Google is launching a new service designed to let website publishers build their own search engines using Google’s massive index of page links.

The Google Custom Search Engine service will let anyone, from individuals to organizations, put a Google-powered search box on their websites that searches only certain sites and pages. That way, the publisher of a website about, say, hockey, could put a search box on his homepage that returns only links to pages about that sport that he hand-picked. The service will also let publishers have a search engine that taps Google’s index in full but gives preference to results from websites they have preselected.

With Custom Search Engine, Google joins others that provide similar services, including Yahoo and Rollyo. These custom engines are part of the social search concept, which taps users to refine the search engine experience by contributing, categorizing, tagging and sharing search results. For example, site publishers using the Google service can let others contribute to their custom index.

Designed to be extremely easy and intuitive to use, the service will let site publishers build their own search engine in a matter of minutes through the use of menus and wizards, said Marissa Mayer, Google’s vice president of search products and user experience.

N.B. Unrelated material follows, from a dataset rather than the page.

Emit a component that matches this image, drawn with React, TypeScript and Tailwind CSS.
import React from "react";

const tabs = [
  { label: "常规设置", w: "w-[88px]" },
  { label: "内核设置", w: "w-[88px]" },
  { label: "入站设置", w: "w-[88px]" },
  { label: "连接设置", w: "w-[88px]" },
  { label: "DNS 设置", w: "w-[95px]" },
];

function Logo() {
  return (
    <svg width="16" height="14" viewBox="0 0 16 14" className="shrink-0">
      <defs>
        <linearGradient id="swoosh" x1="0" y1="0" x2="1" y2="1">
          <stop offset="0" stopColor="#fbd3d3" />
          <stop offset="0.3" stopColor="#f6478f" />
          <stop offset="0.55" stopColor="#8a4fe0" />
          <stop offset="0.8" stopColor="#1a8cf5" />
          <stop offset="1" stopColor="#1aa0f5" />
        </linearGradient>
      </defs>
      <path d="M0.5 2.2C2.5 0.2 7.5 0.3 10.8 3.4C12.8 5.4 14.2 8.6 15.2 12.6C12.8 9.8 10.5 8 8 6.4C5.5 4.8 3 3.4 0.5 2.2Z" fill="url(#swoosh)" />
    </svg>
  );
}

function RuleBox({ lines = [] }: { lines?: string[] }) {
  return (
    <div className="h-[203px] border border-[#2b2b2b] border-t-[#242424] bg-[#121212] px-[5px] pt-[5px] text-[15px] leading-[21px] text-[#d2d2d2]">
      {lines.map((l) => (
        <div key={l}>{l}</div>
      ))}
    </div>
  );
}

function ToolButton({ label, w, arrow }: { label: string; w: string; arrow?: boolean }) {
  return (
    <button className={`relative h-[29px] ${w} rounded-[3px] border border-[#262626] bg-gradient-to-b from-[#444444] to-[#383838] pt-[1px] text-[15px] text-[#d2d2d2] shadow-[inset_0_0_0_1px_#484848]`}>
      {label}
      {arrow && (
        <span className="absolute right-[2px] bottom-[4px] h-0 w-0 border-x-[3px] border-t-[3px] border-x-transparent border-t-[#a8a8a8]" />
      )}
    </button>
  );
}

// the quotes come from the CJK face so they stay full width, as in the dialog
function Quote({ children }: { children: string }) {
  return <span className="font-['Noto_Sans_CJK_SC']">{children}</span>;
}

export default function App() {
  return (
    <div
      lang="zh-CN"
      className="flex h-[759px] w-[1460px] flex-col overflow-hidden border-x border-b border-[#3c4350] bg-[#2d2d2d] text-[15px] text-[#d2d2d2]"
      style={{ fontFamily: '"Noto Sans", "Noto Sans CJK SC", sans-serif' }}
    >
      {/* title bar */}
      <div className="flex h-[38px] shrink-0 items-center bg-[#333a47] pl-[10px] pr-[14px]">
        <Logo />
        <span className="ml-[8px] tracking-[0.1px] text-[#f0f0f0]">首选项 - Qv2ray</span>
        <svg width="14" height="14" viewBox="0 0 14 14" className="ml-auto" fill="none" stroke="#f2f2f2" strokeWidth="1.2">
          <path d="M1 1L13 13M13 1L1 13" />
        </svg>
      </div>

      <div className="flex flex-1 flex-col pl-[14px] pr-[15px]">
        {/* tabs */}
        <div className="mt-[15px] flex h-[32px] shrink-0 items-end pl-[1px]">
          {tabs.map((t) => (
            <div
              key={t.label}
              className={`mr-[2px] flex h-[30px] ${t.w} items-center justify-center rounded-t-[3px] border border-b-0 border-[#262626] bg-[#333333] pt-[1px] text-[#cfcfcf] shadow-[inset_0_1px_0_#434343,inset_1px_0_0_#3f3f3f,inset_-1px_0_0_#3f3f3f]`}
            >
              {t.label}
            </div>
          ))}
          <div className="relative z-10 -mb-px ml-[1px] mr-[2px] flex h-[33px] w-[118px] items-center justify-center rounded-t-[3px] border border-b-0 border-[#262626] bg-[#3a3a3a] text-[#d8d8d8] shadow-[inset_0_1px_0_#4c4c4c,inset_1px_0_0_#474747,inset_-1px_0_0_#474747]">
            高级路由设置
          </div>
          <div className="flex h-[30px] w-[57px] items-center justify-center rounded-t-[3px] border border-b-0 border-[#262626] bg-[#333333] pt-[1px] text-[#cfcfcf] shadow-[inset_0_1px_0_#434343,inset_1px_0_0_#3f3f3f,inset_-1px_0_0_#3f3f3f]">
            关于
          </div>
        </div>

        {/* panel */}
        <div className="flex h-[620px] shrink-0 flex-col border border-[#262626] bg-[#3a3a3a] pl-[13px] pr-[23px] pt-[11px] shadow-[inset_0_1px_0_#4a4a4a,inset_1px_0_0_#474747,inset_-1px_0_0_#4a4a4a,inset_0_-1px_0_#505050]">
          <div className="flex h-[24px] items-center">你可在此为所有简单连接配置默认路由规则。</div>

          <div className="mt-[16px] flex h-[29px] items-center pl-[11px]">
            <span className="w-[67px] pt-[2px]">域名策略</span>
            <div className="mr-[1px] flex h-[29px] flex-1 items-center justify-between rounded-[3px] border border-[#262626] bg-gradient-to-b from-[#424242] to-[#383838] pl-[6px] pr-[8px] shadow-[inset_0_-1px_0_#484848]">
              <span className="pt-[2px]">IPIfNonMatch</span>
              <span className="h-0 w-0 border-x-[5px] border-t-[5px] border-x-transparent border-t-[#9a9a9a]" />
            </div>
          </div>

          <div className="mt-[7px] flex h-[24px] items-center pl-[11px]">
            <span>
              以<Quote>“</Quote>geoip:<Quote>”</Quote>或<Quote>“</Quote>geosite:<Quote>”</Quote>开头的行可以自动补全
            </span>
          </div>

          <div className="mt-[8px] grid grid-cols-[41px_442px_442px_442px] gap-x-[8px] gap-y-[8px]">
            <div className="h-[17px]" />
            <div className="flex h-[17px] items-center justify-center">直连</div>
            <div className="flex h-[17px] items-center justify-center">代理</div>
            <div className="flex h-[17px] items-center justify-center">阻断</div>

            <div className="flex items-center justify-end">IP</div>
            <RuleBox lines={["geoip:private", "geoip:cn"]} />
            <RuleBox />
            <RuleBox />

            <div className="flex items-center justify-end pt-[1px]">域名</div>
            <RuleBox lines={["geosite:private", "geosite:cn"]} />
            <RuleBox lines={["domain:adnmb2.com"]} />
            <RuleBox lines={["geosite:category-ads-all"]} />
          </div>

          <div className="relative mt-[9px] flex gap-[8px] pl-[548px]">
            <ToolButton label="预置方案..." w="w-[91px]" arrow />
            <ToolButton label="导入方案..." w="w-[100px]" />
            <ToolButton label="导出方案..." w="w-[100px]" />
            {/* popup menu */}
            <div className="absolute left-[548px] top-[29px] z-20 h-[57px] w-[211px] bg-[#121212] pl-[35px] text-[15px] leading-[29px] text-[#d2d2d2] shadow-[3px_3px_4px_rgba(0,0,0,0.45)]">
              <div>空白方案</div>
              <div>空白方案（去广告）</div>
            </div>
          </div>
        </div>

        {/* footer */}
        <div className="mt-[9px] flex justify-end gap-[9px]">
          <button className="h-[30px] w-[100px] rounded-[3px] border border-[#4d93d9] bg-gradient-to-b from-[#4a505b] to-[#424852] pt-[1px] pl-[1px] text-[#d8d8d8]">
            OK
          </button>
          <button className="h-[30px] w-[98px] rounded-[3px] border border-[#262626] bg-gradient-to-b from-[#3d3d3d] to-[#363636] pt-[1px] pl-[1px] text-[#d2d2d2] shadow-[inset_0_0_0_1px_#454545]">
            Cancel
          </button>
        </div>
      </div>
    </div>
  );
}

The service is hosted on Google servers, so site publishers don’t get access to search query logs, a sensitive topic for users who are concerned about the privacy of their search activities. However, the entire search experience happens in the publishers’ sites, and they can personalize the search results page so that its layout is in tune with the rest of their pages, Mayer said. Google will display contextual ads with search results, but sites run by government agencies, nonprofit organizations and universities can opt out of this.

Google stands to benefit not only from sharing ad revenue with publishers but also from propagating the availability of its search engine, analyst Greg Sterling of Sterling Market Intelligence said. “People are doing searches on all kinds of websites, not just search engines,” he said. “Search has become the Web’s navigational paradigm.”

Meanwhile, there is considerable demand from publishers for custom search engines because they realize that providing that capability makes their websites more attractive to their visitors, Sterling said.

The new service will be available at www.google.com/coop/cse.